Block copolymer mimetic self-assembly of inorganic nanoparticles.

Emerging strategies for assembling inorganic nanoparticles into ensembles with multiscale organization are establishing a new paradigm for the synthesis of devices and functional materials with applications ranging from drug delivery to photonics. In this work, the solution self-assembly of amphiphilic ionic block copolymers into morphologically tunable aggregates provides the inspiration and design strategy for nanoparticle building blocks with the essential chemical and conformational features of ionic block copolymer chains in aqueous media.
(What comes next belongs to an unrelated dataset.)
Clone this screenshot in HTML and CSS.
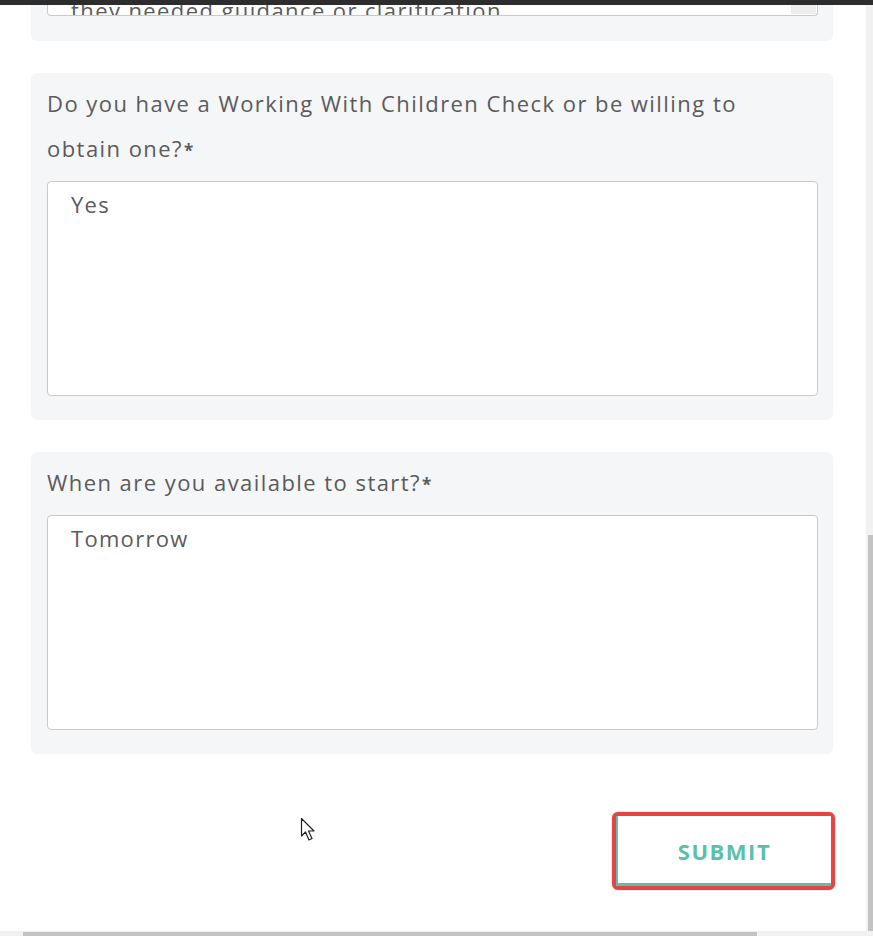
FILE: index.html
```html
<!DOCTYPE html>
<html lang="en">

<head>
    <meta charset="UTF-8">
    <meta name="viewport" content="width=device-width, initial-scale=1.0">
    <title>Application Form</title>
    <link rel="stylesheet" href="styles.css">
</head>

<body>
    <div class="window">
        <div class="topbar"></div>
        <div class="middle">
            <div class="content">
                <div class="card card-cut">
                    <div class="field-cut">
                        <span class="cut-text">they needed guidance or clarification</span>
                        <div class="mini-scroll"></div>
                    </div>
                </div>

                <div class="card">
                    <p class="label">Do you have a Working With Children Check or be willing to obtain one?<b>*</b></p>
                    <div class="field">Yes</div>
                </div>

                <div class="card">
                    <p class="label">When are you available to start?<b>*</b></p>
                    <div class="field">Tomorrow</div>
                </div>

                <div class="actions">
                    <div class="highlight">
                        <button class="submit">SUBMIT</button>
                    </div>
                </div>

                <svg class="cursor" width="17" height="26" viewBox="0 0 17 26">
                    <path d="M1.5 1.5 L1.5 19 L5.5 15 L9 23 L12 21.5 L8.5 14 L14 14 Z" fill="#fff" stroke="#222" stroke-width="1.2" stroke-linejoin="round" />
                </svg>
            </div>
            <div class="vscroll">
                <div class="vthumb"></div>
            </div>
        </div>
        <div class="hscroll">
            <div class="hthumb"></div>
        </div>
    </div>
</body>

</html>
```

FILE: styles.css
```css
* {
    margin: 0;
    padding: 0;
    box-sizing: border-box;
}

body {
    background-color: #fff;
    font-family: "Open Sans", "Liberation Sans", sans-serif;
    color: #5b5b5b;
}

.window {
    display: flex;
    flex-direction: column;
    width: 873px;
    height: 936px;
    overflow: hidden;
}

.topbar {
    height: 5px;
    background-color: #2d2d2d;
}

.middle {
    display: flex;
    flex: 1;
    min-height: 0;
}

.content {
    position: relative;
    flex: 1;
    display: flex;
    flex-direction: column;
    gap: 32px;
    padding-left: 31px;
    overflow: hidden;
}

.card {
    width: 802px;
    background-color: #f5f6f8;
    border-radius: 6px;
    padding: 8px 15px 24px 16px;
}

.card-cut {
    border-radius: 0 0 6px 6px;
    padding-top: 0;
    padding-bottom: 25px;
}

.field-cut {
    position: relative;
    height: 11px;
    background-color: #fff;
    border: 1px solid #c9c9c9;
    border-top: none;
    border-radius: 0 0 4px 4px;
    display: flex;
    align-items: flex-end;
    overflow: hidden;
    padding-left: 23px;
}

.cut-text {
    font-size: 22px;
    line-height: 22px;
    letter-spacing: 1.4px;
    margin-bottom: -6px;
    white-space: nowrap;
}

.mini-scroll {
    position: absolute;
    right: 1px;
    top: 0;
    width: 25px;
    height: 9px;
    background-color: #ededed;
}

.label {
    font-size: 22px;
    line-height: 45px;
    letter-spacing: 1.45px;
    padding-right: 40px;
}

.label b {
    font-weight: 700;
    font-size: 17px;
    letter-spacing: 0;
    margin-left: 1px;
}

.field {
    margin-top: 8px;
    height: 215px;
    background-color: #fff;
    border: 1px solid #c9c9c9;
    border-radius: 4px;
    padding: 9px 23px;
    font-size: 22px;
    line-height: 26px;
    letter-spacing: 1.3px;
}

.actions {
    display: flex;
    justify-content: flex-end;
    margin-top: 26px;
    padding-right: 31px;
}

.highlight {
    width: 223px;
    height: 78px;
    border: 4px solid #e84343;
    border-radius: 6px;
    box-shadow: 0 0 1px #444;
}

.submit {
    width: 100%;
    height: 100%;
    background-color: #fff;
    border: none;
    border-left: 2px solid #5cc0a9;
    border-bottom: 3px solid #5cc0a9;
    color: #5cc0a9;
    font-family: "Open Sans", "Liberation Sans", sans-serif;
    font-size: 22px;
    font-weight: 700;
    letter-spacing: 1.5px;
    padding-top: 2px;
}

.cursor {
    position: absolute;
    left: 300px;
    top: 812px;
}

.vscroll {
    width: 7px;
    background-color: #f1f1f1;
    padding-top: 530px;
    padding-left: 2px;
}

.vthumb {
    height: 100%;
    background-color: #c3c3c3;
}

.hscroll {
    height: 5px;
    background-color: #f1f1f1;
    padding-left: 23px;
    padding-top: 1px;
}

.hthumb {
    width: 734px;
    height: 100%;
    background-color: #c3c3c3;
}
```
We produce inorganic nanoparticles with surface-tethered mixed brushes of hydrophobic and chargeable hydrophilic chains which self-assemble in polar solvent mixtures into unprecedented hierarchical superstructures analogous to known ionic block copolymer aggregates but with complex organizations of nanoparticles in three dimensions. Electrostatic repulsion between hydrophilic chains forces nonequilibrium pathways to variable kinetic structures with internal lamellar organization of nanoparticles; however, decreasing electrostatic interactions through salt or acid addition allows tunable equilibrium assemblies, including supermicelles and bilayer vesicles of nanoparticles, to be formed. The application of ionic block copolymer assembly principles and mechanisms opens a new chemical toolbox for the organization of nanoparticles into functional assemblies.